La nuova nota mira, però, soprattutto a sottolineare che la vera novità della Dichiarazione non è la possibilità di benedire coppie irregolari, ma “la comprensione più ampia delle benedizioni e la proposta di accrescere le benedizioni pastorali, che non esigono le medesime condizioni delle benedizioni in un contesto liturgico o rituale. Di conseguenza, al di là della polemica, il testo richiede uno sforzo di riflessione serena, con cuore di pastori, scevro da ogni ideologia”.
“Sebbene qualche vescovo consideri prudente per il momento non dare queste benedizioni - aggiungono ancora il card. Fernandez e mons. Matteo - resta vero che tutti necessitiamo di crescere nella convinzione che le benedizioni non ritualizzate non sono una consacrazione della persona o della coppia che le riceve non sono una giustificazione di tutte le sue azioni, non sono una ratifica della vita che conduce. Quando il Papa ci ha chiesto di crescere in una comprensione più ampia delle benedizioni pastorali, ci ha proposto di pensare ad un modo di benedire che non richiede di porre tante condizioni per realizzare questo semplice gesto di vicinanza pastorale, che è un mezzo per promuovere l’apertura a Dio in mezzo alle più diverse circostanze”.
“Nel dare queste benedizioni a due persone che insieme si avvicinano per implorarla spontaneamente – ribadisce il dicastero per la Dottrina della fede - non le stiamo consacrando né ci stiamo congratulando con loro né stiamo approvando questo tipo di unione. In realtà lo stesso accade quando si benedicono i singoli individui, in quanto il singolo individuo che chiede una benedizione – non l’assoluzione – potrebbe essere un grande peccatore, ma non per questo gli neghiamo questo gesto paterno nel mezzo della sua lotta per sopravvivere”.

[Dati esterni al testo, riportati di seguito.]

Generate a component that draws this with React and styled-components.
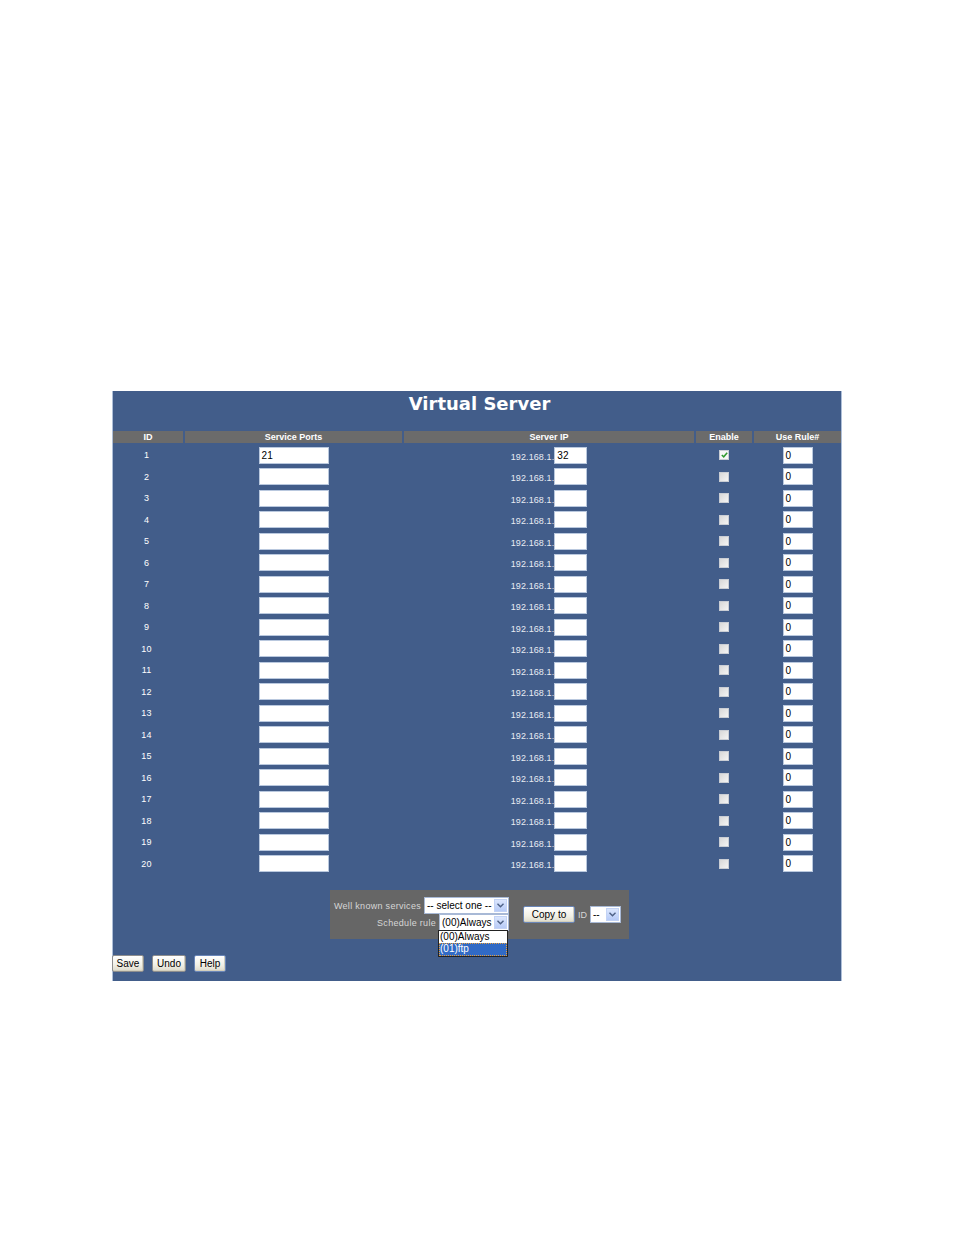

“Se questo viene chiarito grazie ad una buona catechesi - conclude il comunicato - possiamo liberarci dalla paura che queste nostre benedizioni possano esprimere qualcosa di inadeguato. Possiamo essere ministri più liberi e forse più vicini e fecondi, con un ministero carico di gesti di paternità e di vicinanza, senza paura di essere fraintesi”.